In slew of high-profile partnership announcements, IBM officially opened its new $200M global headquarters for its Watson Internet of Things (IoT) business in Germany, yesterday. Housed in a high-tech Munich tower, the aim is to facilitate real-world, industry specific, enterprise IoT solutions which incorporate cognitive computing.
The strategy, explained John Kelly, SVP of cognitive solutions at IBM Research at the accompanying event, is to offer a cloud platform, lead in AI and do it through an industry lens. “Cognitive Watson is one of the biggest bets IBM is placing,” he said.
This does seem to be a very smart move for IBM. This is because firstly, both AI and IoT are probably the hottest trends around. Secondly, they are each areas that cause some confusion around how they might really work, and here, IBM is looking to provide a clear roadmap to secure, usable enterprise solutions.
In practice, IoT is difficult to actualise because it involves both hardware and software. The feedback received from most of the industry professionals I’ve spoken to over the last year or so is that success involves a lot of collaboration. This is precisely the approach that IBM has opted for. And of course, IBM is big enough to attract some very strong partners.
As ever though, most of the use cases discussed covered the standard B2B examples. Sensors on aeroplanes, enabled train tracks and smart street lighting all, of course, got a mention. There was the first cognitive computing enabled drone – courtesy of Aerialtronics – which boasts potential uses in crowd safety, damage assessment and aviation inspection. However, probably the two most interesting partnerships announced yesterday were the one with Visa and the one with crowdsourcing platform, Indiegogo.
The Visa partnership aims to help a variety of connected devices to deliver secure payments. The most talked about example was where a car becomes a point-of-sale device and potentially recommends a petrol station, takes you to the correct pump then pays for your unleaded. In practice, this is only one step up from Apple Pay but none-the-less it is a clear move towards the kind of financial changes which have been touted for a long time. It also is yet another step in the direction of new – more service orientated – revenue models.
The Indiegogo partnership, on the other hand, is a decent way of getting in on the ground floor of the next generation of innovative companies. In practice, this provides “qualified entrepreneurs” on the site with free access to the IBM Watson IoT platform for an unlimited time period. In the same vein, IBM has also been bringing in a lot of very young people in to make the physical space more “millennial friendly”. Interestingly, the girl I spoke with was extremely enthusiastic and had no idea the company traditionally had such a dry image.
Yet the real stumbling block for IBM could still be a perception one. Last year I spoke to a number of people about AI-as-a-service in the light of Infosys’ launch of its Mana project and what emerged most strongly was what a poor reputation IBM had in the AI space compared to Google. Many dismissed Watson as mere machine learning.

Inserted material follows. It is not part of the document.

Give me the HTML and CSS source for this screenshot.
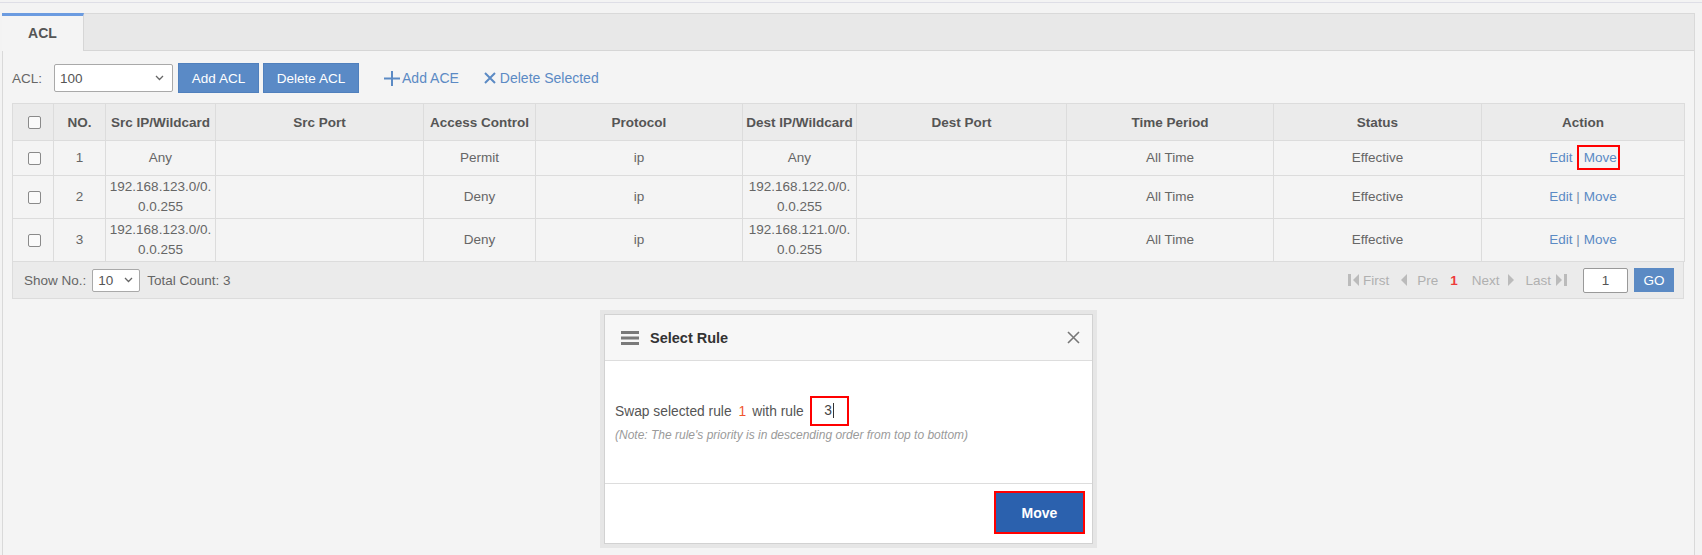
FILE: index.html
```html
<!DOCTYPE html>
<html lang="en">
<head>
  <meta charset="UTF-8" />
  <title>ACL</title>
  <link rel="stylesheet" href="styles.css">
</head>
<body>
  <div class="topline"></div>
  <div class="panel">
    <div class="tabs">
      <div class="tab active">ACL</div>
    </div>
    <div class="panel-body">
      <div class="toolbar">
        <span class="lbl">ACL:</span>
        <div class="select select-acl">
          <span>100</span>
          <svg width="9" height="6" viewBox="0 0 9 6"><path d="M1 1l3.5 3.5L8 1" fill="none" stroke="#666" stroke-width="1.3"/></svg>
        </div>
        <button class="btn btn-add">Add ACL</button>
        <button class="btn btn-del">Delete ACL</button>
        <a class="tool-link"><svg width="16" height="15" viewBox="0 0 16 15"><path d="M0 7.5H16M8 0V15" stroke="#5b8ac4" stroke-width="2"/></svg>Add ACE</a>
        <a class="tool-link tool-del"><svg width="12" height="12" viewBox="0 0 12 12"><path d="M1 1L11 11M11 1L1 11" stroke="#5b8ac4" stroke-width="2"/></svg>Delete Selected</a>
      </div>

      <table class="grid">
        <colgroup>
          <col style="width:41px"><col style="width:52px"><col style="width:110px"><col style="width:208px">
          <col style="width:112px"><col style="width:207px"><col style="width:114px"><col style="width:210px">
          <col style="width:207px"><col style="width:208px"><col style="width:203px">
        </colgroup>
        <thead>
          <tr>
            <th><span class="chk"></span></th>
            <th>NO.</th>
            <th>Src IP/Wildcard</th>
            <th>Src Port</th>
            <th>Access Control</th>
            <th>Protocol</th>
            <th>Dest IP/Wildcard</th>
            <th>Dest Port</th>
            <th>Time Period</th>
            <th>Status</th>
            <th>Action</th>
          </tr>
        </thead>
        <tbody>
          <tr class="one">
            <td><span class="chk"></span></td>
            <td>1</td>
            <td>Any</td>
            <td></td>
            <td>Permit</td>
            <td>ip</td>
            <td>Any</td>
            <td></td>
            <td>All Time</td>
            <td>Effective</td>
            <td><a class="act">Edit</a> <span class="sep">|</span> <a class="act mark">Move</a></td>
          </tr>
          <tr>
            <td><span class="chk"></span></td>
            <td>2</td>
            <td>192.168.123.0/0.0.0.255</td>
            <td></td>
            <td>Deny</td>
            <td>ip</td>
            <td>192.168.122.0/0.0.0.255</td>
            <td></td>
            <td>All Time</td>
            <td>Effective</td>
            <td><a class="act">Edit</a> <span class="sep">|</span> <a class="act">Move</a></td>
          </tr>
          <tr>
            <td><span class="chk"></span></td>
            <td>3</td>
            <td>192.168.123.0/0.0.0.255</td>
            <td></td>
            <td>Deny</td>
            <td>ip</td>
            <td>192.168.121.0/0.0.0.255</td>
            <td></td>
            <td>All Time</td>
            <td>Effective</td>
            <td><a class="act">Edit</a> <span class="sep">|</span> <a class="act">Move</a></td>
          </tr>
        </tbody>
      </table>

      <div class="pager">
        <span>Show No.:</span>
        <div class="select select-size">
          <span>10</span>
          <svg width="9" height="6" viewBox="0 0 9 6"><path d="M1 1l3.5 3.5L8 1" fill="none" stroke="#666" stroke-width="1.3"/></svg>
        </div>
        <span>Total Count: 3</span>

        <div class="pages">
          <span class="pg pg-first"><svg width="11" height="12" viewBox="0 0 11 12"><rect x="0" y="0" width="3" height="12" fill="#bbb"/><path d="M11 0V12L5 6Z" fill="#bbb"/></svg>First</span>
          <span class="pg pg-pre"><svg width="6" height="12" viewBox="0 0 6 12"><path d="M6 0V12L0 6Z" fill="#bbb"/></svg>Pre</span>
          <span class="cur">1</span>
          <span class="pg pg-next">Next<svg width="6" height="12" viewBox="0 0 6 12"><path d="M0 0V12L6 6Z" fill="#bbb"/></svg></span>
          <span class="pg pg-last">Last<svg width="11" height="12" viewBox="0 0 11 12"><path d="M0 0V12L6 6Z" fill="#bbb"/><rect x="8" y="0" width="3" height="12" fill="#bbb"/></svg></span>
          <div class="page-input">1</div>
          <button class="go">GO</button>
        </div>
      </div>

      <div class="dialog">
        <div class="dlg">
          <div class="dlg-head">
            <svg width="18" height="14" viewBox="0 0 18 14"><rect y="0" width="18" height="3" fill="#7a7a7a"/><rect y="5.5" width="18" height="3" fill="#7a7a7a"/><rect y="11" width="18" height="3" fill="#7a7a7a"/></svg>
            <span class="dlg-title">Select Rule</span>
            <svg class="close" width="13" height="13" viewBox="0 0 13 13"><path d="M1 1L12 12M12 1L1 12" stroke="#777" stroke-width="1.6"/></svg>
          </div>
          <div class="dlg-body">
            <div class="swap">
              <span>Swap selected rule</span>
              <span class="rule-no">1</span>
              <span>with rule</span>
              <div class="rule-input"><span class="caret">3</span></div>
            </div>
            <div class="note">(Note: The rule's priority is in descending order from top to bottom)</div>
          </div>
          <div class="dlg-foot">
            <button class="btn-move">Move</button>
          </div>
        </div>
      </div>
    </div>
  </div>
</body>
</html>
```

FILE: styles.css
```css
html, body {
  overflow: hidden;
}

body {
  margin: 0;
  background: #f3f3f3;
  font-family: "Liberation Sans", Arial, sans-serif;
  font-size: 13.5px;
  color: #666;
}

.topline {
  height: 2px;
  border-bottom: 1px solid #dedee6;
}

.panel {
  margin: 10px 7px 0 2px;
  border: 1px solid #d9d9d9;
  background: #f4f4f4;
  height: 600px;
}

/* tab strip */
.tabs {
  display: flex;
  height: 36px;
  background: #e8e8e8;
  border-bottom: 1px solid #d6d6d6;
}

.tab {
  box-sizing: border-box;
  width: 82px;
  height: 38px;
  margin: -1px 0 0 -1px;
  border-top: 3px solid #6b9be0;
  border-right: 1px solid #d6d6d6;
  background: #f4f4f4;
  font-size: 14px;
  font-weight: bold;
  color: #555;
  text-align: center;
  line-height: 34px;
}

.panel-body {
  padding: 12px 9px 0;
}

/* toolbar */
.toolbar {
  display: flex;
  align-items: center;
  height: 30px;
}

.lbl {
  margin-right: 12px;
}

.select {
  box-sizing: border-box;
  display: flex;
  align-items: center;
  justify-content: space-between;
  background: #fff;
  border: 1px solid #a9a9a9;
  border-radius: 2px;
  color: #555;
}

.select-acl {
  width: 119px;
  height: 28px;
  padding: 0 8px 0 5px;
}

.btn {
  box-sizing: border-box;
  height: 30px;
  padding: 0;
  background: #5a8ac6;
  border: 1px solid #5080bd;
  color: #fff;
  font: inherit;
}

.btn-add {
  width: 81px;
  margin-left: 5px;
}

.btn-del {
  width: 96px;
  margin-left: 4px;
}

.tool-link {
  display: flex;
  align-items: center;
  margin-left: 25px;
  font-size: 14px;
  color: #5b8ac4;
}

.tool-link svg {
  margin-right: 2px;
}

.tool-del svg {
  margin-right: 4px;
}

/* table */
.grid {
  margin-top: 10px;
  width: 1672px;
  table-layout: fixed;
  border-collapse: collapse;
  border: 1px solid #dcdcdc;
}

.grid th,
.grid td {
  border: 1px solid #dcdcdc;
  text-align: center;
}

.grid th {
  height: 36px;
  padding: 0 2px;
  background: #ebebeb;
  font-weight: bold;
  color: #555;
}

.grid td {
  padding: 1px 2px;
  line-height: 20px;
  word-break: break-all;
}

.grid tr.one td {
  height: 32px;
}

.chk {
  display: inline-block;
  vertical-align: middle;
  box-sizing: border-box;
  width: 13px;
  height: 13px;
  margin-left: 2px;
  border: 1px solid #8a8a8a;
  border-radius: 2px;
  background: #fafafa;
}

.act {
  color: #5b8ac4;
}

.sep {
  color: #7a8ca8;
}

.mark {
  position: relative;
  display: inline-block;
}

.mark::after {
  content: "";
  position: absolute;
  left: -7px;
  right: -3px;
  top: -3px;
  bottom: -2px;
  border: 2px solid #f00;
}

/* pager */
.pager {
  box-sizing: border-box;
  width: 1672px;
  height: 37px;
  display: flex;
  align-items: center;
  padding: 0 9px 0 11px;
  background: #ebebeb;
  border: 1px solid #dcdcdc;
  border-top: 0;
}

.select-size {
  width: 48px;
  height: 23px;
  margin: 0 7px 0 6px;
  padding: 0 6px 0 5px;
}

.pages {
  margin-left: auto;
  display: flex;
  align-items: center;
  color: #b0b0b0;
}

.pg {
  display: flex;
  align-items: center;
}

.pg-first svg { margin-right: 4px; }
.pg-pre { margin-left: 12px; }
.pg-pre svg { margin-right: 10px; }

.cur {
  margin-left: 12px;
  color: #ee3b3b;
  font-weight: bold;
}

.pg-next { margin-left: 14px; }
.pg-next svg { margin-left: 9px; }
.pg-last { margin-left: 11px; }
.pg-last svg { margin-left: 5px; }

.page-input {
  box-sizing: border-box;
  width: 45px;
  height: 25px;
  margin-left: 16px;
  border: 1px solid #999;
  border-radius: 2px;
  background: #fff;
  color: #555;
  text-align: center;
  line-height: 23px;
}

.go {
  width: 40px;
  height: 24px;
  margin-left: 6px;
  border: none;
  background: #5b8ac4;
  color: #fff;
  font: inherit;
}

/* dialog */
.dialog {
  box-sizing: border-box;
  width: 497px;
  margin: 11px auto 0;
  padding: 4px;
  background: #e6e6e6;
}

.dlg {
  border: 1px solid #d2d2d2;
  background: #fff;
}

.dlg-head {
  height: 45px;
  display: flex;
  align-items: center;
  padding: 0 12px 0 16px;
  background: #f7f7f7;
  border-bottom: 1px solid #dddddd;
}

.dlg-title {
  margin-left: 11px;
  font-size: 14.5px;
  font-weight: bold;
  color: #333;
}

.close {
  margin-left: auto;
}

.dlg-body {
  box-sizing: border-box;
  height: 122px;
  padding: 35px 10px 0;
}

.swap {
  display: flex;
  align-items: center;
  height: 30px;
  font-size: 13.8px;
  color: #555;
}

.rule-no {
  margin: 0 6px 0 7px;
  color: #f0552d;
}

.rule-input {
  box-sizing: border-box;
  width: 39px;
  height: 30px;
  margin-left: 6px;
  border: 2px solid #f00;
  text-align: center;
  line-height: 26px;
  color: #444;
}

.caret {
  padding-right: 1px;
  border-right: 1px solid #333;
}

.note {
  margin-top: 1px;
  font-size: 12px;
  font-style: italic;
  line-height: 16px;
  color: #9a9a9a;
}

.dlg-foot {
  height: 60px;
  display: flex;
  justify-content: flex-end;
  padding: 7px 7px 0 0;
  box-sizing: border-box;
  border-top: 1px solid #dddddd;
}

.btn-move {
  box-sizing: border-box;
  width: 91px;
  height: 43px;
  background: #2b61ae;
  border: 2px solid #f00;
  color: #fff;
  font-family: inherit;
  font-size: 14px;
  font-weight: bold;
}
```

During his initial keynote Kelly was very keen to highlight the difference between machine learning, AI and cognitive computing [a PDF white paper he produced on the subject can be found here]. Yet whichever way you look at it, nuanced definitions never stick as well as an easy blanket perception.
When I put this to the IBM research team during a group interview Dinesh C Verma, IBM Fellow of Distributed Cognitive Systems conceded the work Watson does is “not as visible” as the work of Google DeepMind, but then again, it is not a consumer solution. This is aimed squarely at the enterprise, he explained, and the mix of abilities that IBM offers securely via its cloud platform are “more important” to clients.
So, what might clients think? Well, the launch event also included the true client experience via the standard building tour. This incorporated four different floors of the 30-odd story structure and highlighted some of the incredible expertise available.
One level – which was led by the brilliant John Cohn – was dedicated to modelling the building itself as a showcase. Another featured the “IoT consultancy” which boasted lots of post-it notes and used design principles to quickly help deliver viable working prototypes. While in the Industry Lab, Heike Kammerer, who heads it up, explained “this is not a research lab or a showroom, although it might look like it”. Instead it is a home for real working projects – like a robotic arm that can follow voice commands.
The Watson Internet of Things new headquarters certainly provides a range of highly impressive ideas which fit the zeitgeist and, by no means, mirror the traditional picture of IBM or even a fun established R&D centre like Hursley in the UK. Every trendy feature is in evidence. Yet despite the foosball machine and fridges of soft drinks it certainly doesn’t smack of some young startup.
The one thing that did strike me though, was that for all the talk about creating this model sensor-driven environment, the building itself was baking hot. The bright February sun streamed relentlessly through the greenhouse windows and so, by the time I stepped out of the high-speed glass elevator and emerged into the fresh air, I wondered if some of those clever calculations had gone awry.